Bud Light sales continue to drop, stock plummets

Consumer response was swift with sales dropping as much as 10.7 percent in the first week of April. A full month and half after the onset of the controversy Bud Light sales continue to slide, now down over 28 percent as of 13 May compared to a year earlier. Sales of other Anheuser-Busch beers are being affected as well including Budweiser, Busch Light and Michelob Ultra.

Initially, Anheuser-Busch’s share value took a mild hit but the company’s response to the furor, two weeks after it commenced, expanded the malaise. In a general statement the company said: “We never intended to be part of a discussion that divides people. We are in the business of bringing people together over a beer.”

The statement drew criticism from all sides and the company has angered just about everyone. The company’s share value is down over 13 percent from where it was at the beginning of the backlash. Most of the decrease has happened since the early May.

Bud Light marketing execs “on leave”

Besides the loss in sales and the drop in the Anheuser-Busch’s stock price, the company moved to make management changes in its marketing department for Bud Light. The two executives that organized partnership with Mulvaney have been put “on leave” as the company tries to salvage the situation.

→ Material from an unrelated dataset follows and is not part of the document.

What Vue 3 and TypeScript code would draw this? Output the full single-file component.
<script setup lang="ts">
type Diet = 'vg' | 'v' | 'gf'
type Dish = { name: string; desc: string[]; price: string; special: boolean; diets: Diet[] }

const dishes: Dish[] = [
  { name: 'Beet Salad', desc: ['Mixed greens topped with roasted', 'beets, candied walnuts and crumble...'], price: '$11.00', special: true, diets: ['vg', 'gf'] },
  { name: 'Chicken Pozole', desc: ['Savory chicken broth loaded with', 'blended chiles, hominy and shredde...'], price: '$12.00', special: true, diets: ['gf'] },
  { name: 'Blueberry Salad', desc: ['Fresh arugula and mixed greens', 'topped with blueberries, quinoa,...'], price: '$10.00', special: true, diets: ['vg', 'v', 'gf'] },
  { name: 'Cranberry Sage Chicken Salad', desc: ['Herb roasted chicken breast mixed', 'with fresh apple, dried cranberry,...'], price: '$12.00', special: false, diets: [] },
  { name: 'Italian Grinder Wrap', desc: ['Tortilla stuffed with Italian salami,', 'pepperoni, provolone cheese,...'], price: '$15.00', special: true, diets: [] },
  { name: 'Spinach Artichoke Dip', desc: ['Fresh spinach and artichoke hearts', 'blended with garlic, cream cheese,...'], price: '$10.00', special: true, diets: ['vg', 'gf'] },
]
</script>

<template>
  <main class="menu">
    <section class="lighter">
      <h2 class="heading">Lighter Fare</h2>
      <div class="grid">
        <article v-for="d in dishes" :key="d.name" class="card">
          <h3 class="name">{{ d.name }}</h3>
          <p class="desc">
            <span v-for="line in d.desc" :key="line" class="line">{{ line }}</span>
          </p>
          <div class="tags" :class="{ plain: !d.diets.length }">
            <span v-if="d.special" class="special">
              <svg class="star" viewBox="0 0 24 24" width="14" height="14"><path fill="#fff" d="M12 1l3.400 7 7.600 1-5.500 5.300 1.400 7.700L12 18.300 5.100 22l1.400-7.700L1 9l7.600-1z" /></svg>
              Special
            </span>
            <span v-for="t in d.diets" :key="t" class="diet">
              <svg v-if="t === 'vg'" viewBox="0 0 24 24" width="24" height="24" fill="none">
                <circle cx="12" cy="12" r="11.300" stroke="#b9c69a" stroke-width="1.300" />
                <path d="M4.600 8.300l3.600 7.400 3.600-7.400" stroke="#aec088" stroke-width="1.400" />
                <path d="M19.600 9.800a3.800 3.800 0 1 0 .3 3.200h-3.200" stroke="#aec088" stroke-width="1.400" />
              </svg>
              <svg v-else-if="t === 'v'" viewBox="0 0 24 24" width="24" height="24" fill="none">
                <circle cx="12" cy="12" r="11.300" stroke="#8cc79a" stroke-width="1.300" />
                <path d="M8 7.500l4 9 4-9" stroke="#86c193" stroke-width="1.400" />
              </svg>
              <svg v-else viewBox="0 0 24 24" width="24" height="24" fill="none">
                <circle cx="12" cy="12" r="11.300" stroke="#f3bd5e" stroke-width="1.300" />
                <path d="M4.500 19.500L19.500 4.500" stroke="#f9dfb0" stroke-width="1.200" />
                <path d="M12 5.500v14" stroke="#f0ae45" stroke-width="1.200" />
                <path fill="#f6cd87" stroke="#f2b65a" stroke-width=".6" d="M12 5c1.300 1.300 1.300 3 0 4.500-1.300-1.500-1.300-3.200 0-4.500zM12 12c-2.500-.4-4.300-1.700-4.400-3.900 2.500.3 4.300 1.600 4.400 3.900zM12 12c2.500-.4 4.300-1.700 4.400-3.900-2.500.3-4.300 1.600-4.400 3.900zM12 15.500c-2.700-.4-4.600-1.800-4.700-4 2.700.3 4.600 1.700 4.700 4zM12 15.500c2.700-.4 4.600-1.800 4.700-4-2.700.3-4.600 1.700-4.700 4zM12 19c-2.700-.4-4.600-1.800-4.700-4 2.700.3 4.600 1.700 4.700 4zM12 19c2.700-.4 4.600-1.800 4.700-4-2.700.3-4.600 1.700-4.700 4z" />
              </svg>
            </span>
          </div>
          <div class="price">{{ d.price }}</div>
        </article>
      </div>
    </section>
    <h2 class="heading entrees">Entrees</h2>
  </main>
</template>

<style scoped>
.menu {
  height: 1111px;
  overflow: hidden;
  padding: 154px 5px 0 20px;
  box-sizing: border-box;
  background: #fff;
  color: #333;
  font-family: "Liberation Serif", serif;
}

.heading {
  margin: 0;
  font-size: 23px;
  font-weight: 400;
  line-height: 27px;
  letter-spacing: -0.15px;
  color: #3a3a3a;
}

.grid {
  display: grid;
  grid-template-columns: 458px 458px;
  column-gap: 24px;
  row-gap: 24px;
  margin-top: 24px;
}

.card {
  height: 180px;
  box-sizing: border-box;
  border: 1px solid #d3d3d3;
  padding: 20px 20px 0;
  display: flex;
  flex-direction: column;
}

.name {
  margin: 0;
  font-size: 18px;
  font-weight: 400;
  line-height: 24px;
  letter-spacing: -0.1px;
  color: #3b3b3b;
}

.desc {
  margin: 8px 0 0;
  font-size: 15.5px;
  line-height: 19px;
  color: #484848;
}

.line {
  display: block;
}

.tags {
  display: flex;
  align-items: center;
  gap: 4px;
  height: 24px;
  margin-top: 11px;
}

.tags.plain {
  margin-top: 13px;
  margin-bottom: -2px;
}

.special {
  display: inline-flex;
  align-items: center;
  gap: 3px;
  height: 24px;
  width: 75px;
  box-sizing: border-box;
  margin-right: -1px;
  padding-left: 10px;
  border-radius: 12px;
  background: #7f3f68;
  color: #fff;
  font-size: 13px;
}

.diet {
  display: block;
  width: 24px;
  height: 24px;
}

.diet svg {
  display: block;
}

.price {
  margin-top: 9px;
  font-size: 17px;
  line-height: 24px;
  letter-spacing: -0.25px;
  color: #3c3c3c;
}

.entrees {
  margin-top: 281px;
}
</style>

Alissa Heinerscheid, vice president of marketing for Bud Light, the first woman to hold the position in the forty-year existence of the brand, was replaced by Todd Allen. He was formerly the vice president of global marketing for Budweiser and part of a team of AB InBev executives tasked with coming up with a new plan on short order after the Qatari government banned alcohol at the World Cup at the last minute. Budweiser was an official sponsor of the soccer tournament.

Also put on leave was Daniel Blake, Heinerscheid’s boss and Budweiser’s group vice president for marketing. No one was put into his role in order to give senior marketers closer oversight on brand decisions.

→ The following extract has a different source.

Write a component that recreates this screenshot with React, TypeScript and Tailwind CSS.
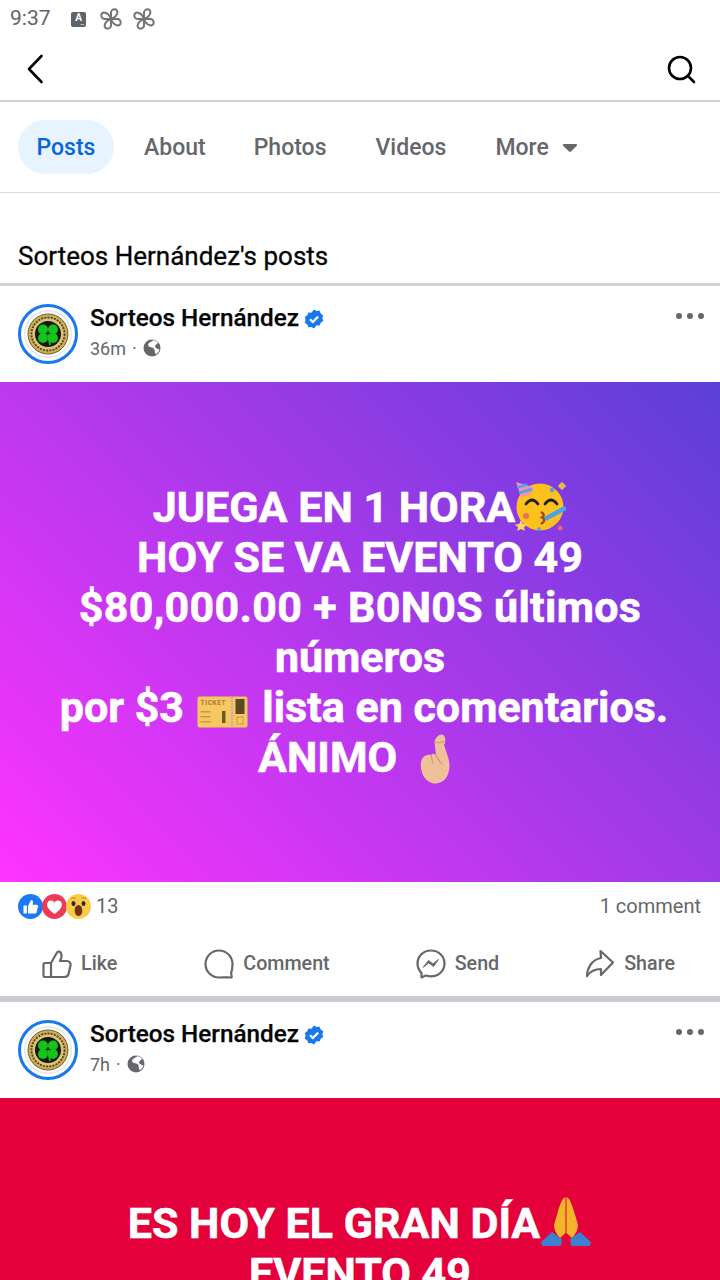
import { ReactNode } from 'react';

const petal = 'M11 11V4.500C11 2.500 12.800 1.300 14.500 1.300C16.500 1.300 17.800 3 17.300 5C16.700 7.500 14 10 11 11Z';

const Pinwheel = () => (
  <svg width="22" height="22" viewBox="0 0 22 22" fill="none" stroke="#70757a" strokeWidth="2" strokeLinejoin="round">
    <path d={petal} />
    <path d={petal} transform="rotate(90 11 11)" />
    <path d={petal} transform="rotate(180 11 11)" />
    <path d={petal} transform="rotate(270 11 11)" />
  </svg>
);

const StatusBar = () => (
  <div className="h-[40px] pb-[2px] flex items-center pl-[10px]">
    <span className="text-[21px] text-[#5f6368] w-[61px]">9:37</span>
    <div className="relative w-[15px] h-[15px] bg-[#5f6368] rounded-[2px] flex items-center justify-center text-white text-[10px] font-bold leading-none pb-[2px]">
      A
      <span className="absolute right-[2px] bottom-[1px] text-[6px] leading-none tracking-[-0.5px]">...</span>
    </div>
    <div className="ml-[14px]"><Pinwheel /></div>
    <div className="ml-[11px]"><Pinwheel /></div>
  </div>
);

const Header = () => (
  <div className="h-[62px] pb-[3px] flex items-center justify-between px-[26px] border-b-2 border-[#d0d2d6]">
    <svg width="18" height="30" viewBox="0 0 18 30" fill="none" stroke="#000" strokeWidth="2.6" strokeLinecap="round" strokeLinejoin="round">
      <path d="M15.5 2L3 15L15.5 28" />
    </svg>
    <svg className="-mr-[2px]" width="30" height="30" viewBox="0 0 30 30" fill="none" stroke="#000" strokeWidth="2.6" strokeLinecap="round">
      <circle cx="14" cy="14" r="11" />
      <path d="M22 22L28 28" />
    </svg>
  </div>
);

const Tabs = () => (
  <div className="h-[91px] flex items-center pl-[18px] border-b border-[#d8dade] text-[23px] font-medium text-[#65676b]">
    <div className="h-[54px] w-[96px] rounded-full bg-[#e7f3ff] text-[#0a66d8] flex items-center justify-center pt-[2px]">Posts</div>
    <span className="ml-[30px] pt-[2px]">About</span>
    <span className="ml-[48px] pt-[2px]">Photos</span>
    <span className="ml-[49px] pt-[2px]">Videos</span>
    <span className="ml-[49px] pt-[2px]">More</span>
    <svg className="ml-[13px] mt-[2px]" width="16" height="10" viewBox="0 0 16 10" fill="#65676b">
      <path d="M2 1H14C15 1 15.4 2 14.8 2.8L9 8.6C8.4 9.2 7.6 9.2 7 8.6L1.2 2.8C.6 2 1 1 2 1Z" />
    </svg>
  </div>
);

const Avatar = () => (
  <div className="w-[60px] h-[60px] rounded-full border-[3px] border-[#1877f2] bg-white flex items-center justify-center">
    <svg width="50" height="50" viewBox="0 0 50 50">
      <circle cx="25" cy="25" r="24" fill="#e6e6e6" />
      <circle cx="25" cy="25" r="22.500" fill="#fff" />
      <circle cx="25" cy="25" r="20" fill="#cdae55" stroke="#6f5d2a" strokeWidth="1" />
      <circle cx="25" cy="25" r="16.500" fill="#dcc273" stroke="#4a4126" strokeWidth="1.800" strokeDasharray="2 1.200" />
      <circle cx="25" cy="25" r="13" fill="#17170f" />
      <circle cx="20" cy="20.500" r="5" fill="#13c41a" />
      <circle cx="30" cy="20.500" r="5" fill="#13c41a" />
      <circle cx="20" cy="29" r="5" fill="#13c41a" />
      <circle cx="30" cy="29" r="5" fill="#13c41a" />
      <path d="M25 25L27 36" stroke="#13c41a" strokeWidth="1.800" />
    </svg>
  </div>
);

const Verified = () => (
  <svg width="20" height="20" viewBox="0 0 20 20">
    <path fill="#1877f2" d="M10 .5l2.6 1.6 3-.3 1.1 2.8 2.5 1.7-.8 2.900.8 2.900-2.500 1.700-1.100 2.800-3-.3L10 19.500l-2.600-1.600-3 .3-1.100-2.800L.8 13.700l.8-2.900-.8-2.900 2.500-1.700 1.100-2.800 3 .3z" />
    <path d="M6 10.200l2.800 2.800L14.200 7.600" fill="none" stroke="#fff" strokeWidth="2.200" />
  </svg>
);

const Globe = () => (
  <svg width="18" height="18" viewBox="0 0 18 18">
    <circle cx="9" cy="9" r="8.500" fill="#65676b" />
    <path fill="#fff" d="M10.500 1.200C9 2.500 7 3 5.500 4.500 4.500 6 5.500 7.500 7 8c1.500.5 3 .5 4 1.500 1 1.200.5 3 1 4.500.3.800 1 1.200 1.500 1 1.500-1.200 2.500-3 3-4.500-1-.5-2.500-.5-3.500-1.500-1.200-1-1-2.500 0-3.500.6-.6 1.500-1 2-1.500C14.200 2.500 12.500 1.500 10.500 1.200z" />
  </svg>
);

const PostHeader = ({ time }: { time: string }) => (
  <div className="h-[96px] flex pl-[18px] pr-[16px] pt-[18px] relative">
    <Avatar />
    <div className="ml-[12px]">
      <div className="flex items-center h-[28px]">
        <span className="text-[24.300px] font-medium text-[#050505] [-webkit-text-stroke:0.25px_#050505]">Sorteos Hernández</span>
        <span className="ml-[5px] mt-[2px]"><Verified /></span>
      </div>
      <div className="flex items-center h-[32px] text-[18px] text-[#65676b]">
        <span>{time}</span>
        <span className="mx-[6px]">·</span>
        <Globe />
      </div>
    </div>
    <div className="absolute right-[16px] top-[27px] flex gap-[5px]">
      <span className="w-[6px] h-[6px] rounded-full bg-[#65676b]" />
      <span className="w-[6px] h-[6px] rounded-full bg-[#65676b]" />
      <span className="w-[6px] h-[6px] rounded-full bg-[#65676b]" />
    </div>
  </div>
);

const PartyFace = () => (
  <svg className="inline-block align-[-9px]" width="52" height="50" viewBox="0 0 52 50">
    <circle cx="25" cy="26" r="23.500" fill="#fcc21b" />
    <path d="M1 1L18 6C19.500 10 15 15 6 16Z" fill="#f48fb1" />
    <path d="M2.500 6.500L12 3.500M4 12L17 8" stroke="#4aa3e8" strokeWidth="2.400" />
    <path d="M11 23Q17 15 23 23M30 23Q36 15 42 23" fill="none" stroke="#222" strokeWidth="2.800" strokeLinecap="round" />
    <path d="M26 31Q31 34 27 36.500Q32 39 26 43" fill="none" stroke="#a3461b" strokeWidth="2.400" />
    <path d="M29 36L49 25C51 25 52 28 50.500 29.500L31 40Z" fill="#4aa3e8" />
    <circle cx="11" cy="35" r="3" fill="#ef6c6c" />
    <path d="M6 39l1.800 4 4.200.5-3 2.800.8 3.700-3.800-2-3.800 2 .8-3.700-3-2.800 4.200-.5z" fill="#f4d95f" />
    <rect x="44" y="2" width="6" height="6" rx="1" fill="#e8b45c" transform="rotate(45 47 5)" />
    <circle cx="45" cy="47" r="2.500" fill="#ef5b7a" />
    <circle cx="37" cy="9" r="2.200" fill="#4aa3e8" />
    <circle cx="24" cy="48" r="1.800" fill="#4aa3e8" />
  </svg>
);

const TicketEmoji = () => (
  <svg className="inline-block align-[-6px] ml-[2px] mr-[4px]" width="51" height="32" viewBox="0 0 51 32">
    <rect x="0.500" y="0.500" width="50" height="31" rx="2" fill="#f5c862" />
    <path d="M35 1V31" stroke="#d98fd0" strokeWidth="1.600" strokeDasharray="2 1" />
    <text x="3.500" y="9" fontFamily="Roboto, sans-serif" fontSize="6.500" fontWeight="700" letterSpacing="0.600" fill="#b5762f">TICKET</text>
    <rect x="38.500" y="3" width="9" height="15" fill="#5d4a22" />
    <rect x="3.500" y="15" width="10" height="1.500" fill="#c99a45" />
    <rect x="3.500" y="20" width="10" height="1.500" fill="#c99a45" />
    <rect x="3.500" y="25" width="10" height="1.500" fill="#c99a45" />
    <rect x="25" y="15" width="3.500" height="12" fill="#6d5a2a" />
    <rect x="40" y="21" width="6" height="7" fill="none" stroke="#c99a45" strokeWidth="1" />
  </svg>
);

const CrossedFingers = () => (
  <svg className="inline-block align-[-12px] ml-[10px] mr-[10px]" width="34" height="50" viewBox="0 0 34 50">
    <path fill="#efc19a" d="M23.500.5C21 .5 17 4 16.500 8L18 21C16 19 14 19.500 13 21C10 20.500 6 21 4 25C1.500 30 3 38 6 43C9 47 13 49.500 17 49.500C23 49.500 28 46 30 40C32 34 32 29 30 23L26 11C28 8 28 .5 23.500 .5Z" />
    <path d="M17 8C20 9 23 9 26 7M13 21C14 25 14 27 15 29M18 21C20 26 22 29 25 30" fill="none" stroke="#d29b70" strokeWidth="1.300" />
  </svg>
);

const PrayEmoji = () => (
  <svg className="inline-block align-[-9px]" width="52" height="50" viewBox="0 0 52 50">
    <path d="M25.500 0C22 1 20 8 18 14L14 28C14 32 16 37 20 41L25.500 36ZM26.500 0C30 1 32 8 34 14L38 28C38 32 36 37 32 41L26.500 36Z" fill="#f5b52b" />
    <path d="M12 35L1 45L2 49H21L22 42ZM40 35L51 45L50 49H31L30 42Z" fill="#3f7fd0" />
  </svg>
);

const ReactionIcons = () => (
  <div className="flex">
    <svg width="25" height="25" viewBox="0 0 25 25" className="relative">
      <circle cx="12.500" cy="12.500" r="12.500" fill="#1b78f2" />
      <path fill="#fff" d="M5.500 11.500h3.400v8H5.500zM10 12l3-6c1.600 0 2.400 1.200 2 3l-.4 1.800h4c1.200 0 1.600 1 1.400 1.800l-1.400 5.600c-.2.800-.8 1.300-1.600 1.300h-7z" />
    </svg>
    <svg width="25" height="25" viewBox="0 0 25 25" className="-ml-[1px] relative">
      <circle cx="12.500" cy="12.500" r="12.500" fill="#ef3a55" />
      <path fill="#fff" d="M12.500 20C6.500 15.500 5.100 13.100 5.100 10.500c0-2.400 1.800-4 3.900-4 1.500 0 2.800.8 3.500 2.200.7-1.400 2-2.200 3.500-2.200 2.100 0 3.900 1.600 3.900 4 0 2.600-1.400 5-7.400 9.500z" />
    </svg>
    <svg width="25" height="25" viewBox="0 0 25 25" className="-ml-[1px] relative">
      <circle cx="12.500" cy="12.500" r="12.500" fill="#fbcb45" />
      <ellipse cx="7.500" cy="9.500" rx="2" ry="2.600" fill="#2b2b3a" />
      <ellipse cx="17.500" cy="9.500" rx="2" ry="2.600" fill="#2b2b3a" />
      <path d="M5 5Q7.500 3 9.500 4.500M15.500 4.500Q17.500 3 20 5" fill="none" stroke="#d98a2b" strokeWidth="1.200" />
      <ellipse cx="12.500" cy="16.500" rx="3.800" ry="5.500" fill="#6d3312" />
    </svg>
  </div>
);

const ActionButton = ({ icon, label, className }: { icon: ReactNode; label: string; className: string }) => (
  <div className={`flex items-center gap-[9px] text-[19.700px] font-medium text-[#65676b] ${className}`}>
    {icon}
    <span>{label}</span>
  </div>
);

const stroke = { fill: 'none', stroke: '#65676b', strokeWidth: 2.2, strokeLinejoin: 'round' as const, strokeLinecap: 'round' as const };

const Actions = () => (
  <div className="h-[64px] flex items-center">
    <ActionButton
      className="ml-[42px]"
      label="Like"
      icon={
        <svg width="30" height="30" viewBox="0 0 30 30" {...stroke}>
          <path d="M9 28V14L15 3.500C15.500 2 19 2 19.500 5.500C20 8 19 10 18 12H25C27.500 12 29 14 28.500 16.500L26.500 25C26 27 24.500 28 22.500 28H3C2 28 1.500 27.500 1.500 26.500V15.500C1.500 14.500 2 14 3 14H9" />
        </svg>
      }
    />
    <ActionButton
      className="ml-[87px]"
      label="Comment"
      icon={
        <svg width="30" height="30" viewBox="0 0 30 30" {...stroke}>
          <path d="M15 1.500C7.500 1.500 1.500 7.500 1.500 15S7.500 28.500 15 28.500C18 28.500 24 28 27.500 28.500C28 28.500 27.500 25.500 27 24.500C28 22 28.500 18 28.500 15C28.500 7.500 22.500 1.500 15 1.500Z" />
        </svg>
      }
    />
    <ActionButton
      className="ml-[86px]"
      label="Send"
      icon={
        <svg width="30" height="30" viewBox="0 0 30 30" {...stroke}>
          <path d="M15 1.500C7.500 1.500 1.500 7 1.500 14.500C1.500 18.500 3 21.500 5.500 24V28.500L9.800 26.500C11.500 27 13 27.300 15 27.300C22.500 27.300 28.500 22 28.500 14.500S22.500 1.500 15 1.500Z" />
          <path d="M7.500 18L12.500 11.500L17 15L22.500 10.500L17.500 17.500L13 14Z" fill="#65676b" strokeWidth="1" />
        </svg>
      }
    />
    <ActionButton
      className="ml-[86px]"
      label="Share"
      icon={
        <svg width="30" height="30" viewBox="0 0 30 30" {...stroke}>
          <path d="M15.500 2L28 13.500L16 26V20C10 20 5.500 22 2 27C2 20 6.500 10.500 16 9Z" />
        </svg>
      }
    />
  </div>
);

export default function App() {
  return (
    <div className="w-[720px] h-[1280px] overflow-hidden bg-white font-['Roboto',sans-serif]">
      <StatusBar />
      <Header />
      <Tabs />
      <div className="h-[93px] border-b-[3px] border-[#ced0d4] flex items-end pb-[11px] pl-[18px]">
        <span className="text-[26px] leading-[32px] font-normal text-[#050505] [-webkit-text-stroke:0.3px_#050505]">Sorteos Hernández's posts</span>
      </div>
      <PostHeader time="36m" />
      <div className="h-[500px] bg-[linear-gradient(45deg,#ff33ff_0%,#5b3fd8_100%)] flex items-center justify-center text-center text-white font-bold text-[43px] leading-[50px] [-webkit-text-stroke:0.6px_#fff]">
        <div>
          JUEGA EN 1 HORA<PartyFace /><br />
          HOY SE VA EVENTO 49<br />
          <span className="tracking-[0.3px]">$80,000.00 + B0N0S últimos</span><br />
          números<br />
          <span className="ml-[8px]">por $3 <TicketEmoji /> lista en comentarios.</span><br />
          ÁNIMO <CrossedFingers />
        </div>
      </div>
      <div className="h-[50px] pb-[2px] flex items-center justify-between pl-[18px] pr-[19px]">
        <div className="flex items-center gap-[5px] text-[20px] text-[#65676b]">
          <ReactionIcons />
          <span>13</span>
        </div>
        <span className="text-[20px] text-[#65676b]">1 comment</span>
      </div>
      <Actions />
      <div className="h-[6px] bg-[#c9ccd1]" />
      <PostHeader time="7h" />
      <div className="h-[300px] bg-[#e4003a] text-center text-white font-bold text-[43px] leading-[50px] pt-[99px] [-webkit-text-stroke:0.6px_#fff]">
        ES HOY EL GRAN DÍA<PrayEmoji /><br />
        EVENTO 49
      </div>
    </div>
  );
}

Both executives have received death threats. As well as bomb threats have been called in on Anheuser-Busch facilities. Truck drivers, who work for wholesalers, with Bud Light logos on the side of their rigs have also been accosted by angry people on the streets, in stores and bars. The company has said that it will hand out $500 bonus to a wide swath company and independent wholesaler employees for the adverse situations they may have encountered due to the marketing SNAFU.